Start of Information supplied

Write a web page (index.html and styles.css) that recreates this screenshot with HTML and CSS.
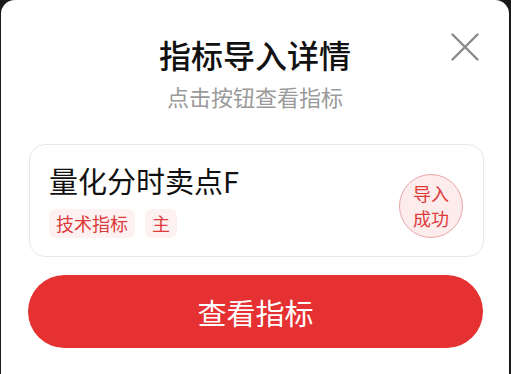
FILE: index.html
```html
<!DOCTYPE html>
<html lang="zh">
<head>
<meta charset="utf-8">
<link rel="stylesheet" href="styles.css">
</head>
<body>
<div class="modal">
  <svg class="close" width="28" height="28" viewBox="0 0 28 28">
    <path d="M1.5 1.5 L26.5 26.5 M26.5 1.5 L1.5 26.5" stroke="#8a8a8a" stroke-width="2.4" stroke-linecap="round" fill="none"/>
  </svg>
  <div class="header">
    <div class="title">指标导入详情</div>
    <div class="subtitle">点击按钮查看指标</div>
  </div>
  <div class="card">
    <div class="info">
      <div class="name">量化分时卖点F</div>
      <div class="tags">
        <span class="tag">技术指标</span>
        <span class="tag">主</span>
      </div>
    </div>
    <div class="badge">导入<br>成功</div>
  </div>
  <div class="btn">查看指标</div>
</div>
</body>
</html>
```

FILE: styles.css
```css
html, body {
  margin: 0;
  padding: 0;
}
body {
  background: #1a1a1a;
  font-family: "Noto Sans CJK SC", "Noto Sans", sans-serif;
  width: 511px;
  height: 374px;
  overflow: hidden;
}
.modal {
  position: relative;
  margin-left: 1px;
  width: 508px;
  min-height: 380px;
  background: #fff;
  border-radius: 14px 14px 0 0;
  padding-top: 34px;
  box-sizing: border-box;
}
.close {
  position: absolute;
  top: 33px;
  right: 30px;
}
.header {
  text-align: center;
}
.title {
  font-size: 32px;
  line-height: 40px;
  color: #111;
  font-weight: 500;
}
.subtitle {
  margin-top: 8px;
  font-size: 22px;
  line-height: 28px;
  color: #9a9a9a;
}
.card {
  margin: 34px 25px 0 28px;
  border: 1px solid #e8e8e8;
  border-radius: 16px;
  padding: 17px 19px 18px 19px;
  display: flex;
  justify-content: space-between;
}
.name {
  font-size: 29px;
  line-height: 37px;
  color: #111;
}
.tags {
  margin-top: 10px;
  display: flex;
  gap: 10px;
}
.tag {
  background: #fdf1f1;
  color: #dd3a3a;
  font-size: 18px;
  line-height: 29px;
  height: 29px;
  padding: 0 7px;
  border-radius: 7px;
}
.badge {
  align-self: flex-end;
  width: 64px;
  height: 64px;
  box-sizing: border-box;
  border: 1px solid #eaa5a5;
  border-radius: 50%;
  background: #fdecec;
  color: #dd3a3a;
  font-size: 18px;
  line-height: 25px;
  display: flex;
  align-items: center;
  justify-content: center;
  text-align: center;
  margin-right: 1px;
}
.btn {
  margin: 18px 26px 0 27px;
  height: 73px;
  border-radius: 37px;
  background: #e53131;
  color: #fff;
  font-size: 29px;
  display: flex;
  align-items: center;
  justify-content: center;
}
```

End of Information supplied

Do this:
Copy out all of the material exactly as written, without its pictures.

Task response:
Write a web page (index.html and styles.css) that recreates this screenshot with HTML and CSS.
FILE: index.html
```html
<!DOCTYPE html>
<html lang="zh">
<head>
<meta charset="utf-8">
<link rel="stylesheet" href="styles.css">
</head>
<body>
<div class="modal">
  <svg class="close" width="28" height="28" viewBox="0 0 28 28">
    <path d="M1.5 1.5 L26.5 26.5 M26.5 1.5 L1.5 26.5" stroke="#8a8a8a" stroke-width="2.4" stroke-linecap="round" fill="none"/>
  </svg>
  <div class="header">
    <div class="title">指标导入详情</div>
    <div class="subtitle">点击按钮查看指标</div>
  </div>
  <div class="card">
    <div class="info">
      <div class="name">量化分时卖点F</div>
      <div class="tags">
        <span class="tag">技术指标</span>
        <span class="tag">主</span>
      </div>
    </div>
    <div class="badge">导入<br>成功</div>
  </div>
  <div class="btn">查看指标</div>
</div>
</body>
</html>
```

FILE: styles.css
```css
html, body {
  margin: 0;
  padding: 0;
}
body {
  background: #1a1a1a;
  font-family: "Noto Sans CJK SC", "Noto Sans", sans-serif;
  width: 511px;
  height: 374px;
  overflow: hidden;
}
.modal {
  position: relative;
  margin-left: 1px;
  width: 508px;
  min-height: 380px;
  background: #fff;
  border-radius: 14px 14px 0 0;
  padding-top: 34px;
  box-sizing: border-box;
}
.close {
  position: absolute;
  top: 33px;
  right: 30px;
}
.header {
  text-align: center;
}
.title {
  font-size: 32px;
  line-height: 40px;
  color: #111;
  font-weight: 500;
}
.subtitle {
  margin-top: 8px;
  font-size: 22px;
  line-height: 28px;
  color: #9a9a9a;
}
.card {
  margin: 34px 25px 0 28px;
  border: 1px solid #e8e8e8;
  border-radius: 16px;
  padding: 17px 19px 18px 19px;
  display: flex;
  justify-content: space-between;
}
.name {
  font-size: 29px;
  line-height: 37px;
  color: #111;
}
.tags {
  margin-top: 10px;
  display: flex;
  gap: 10px;
}
.tag {
  background: #fdf1f1;
  color: #dd3a3a;
  font-size: 18px;
  line-height: 29px;
  height: 29px;
  padding: 0 7px;
  border-radius: 7px;
}
.badge {
  align-self: flex-end;
  width: 64px;
  height: 64px;
  box-sizing: border-box;
  border: 1px solid #eaa5a5;
  border-radius: 50%;
  background: #fdecec;
  color: #dd3a3a;
  font-size: 18px;
  line-height: 25px;
  display: flex;
  align-items: center;
  justify-content: center;
  text-align: center;
  margin-right: 1px;
}
.btn {
  margin: 18px 26px 0 27px;
  height: 73px;
  border-radius: 37px;
  background: #e53131;
  color: #fff;
  font-size: 29px;
  display: flex;
  align-items: center;
  justify-content: center;
}
```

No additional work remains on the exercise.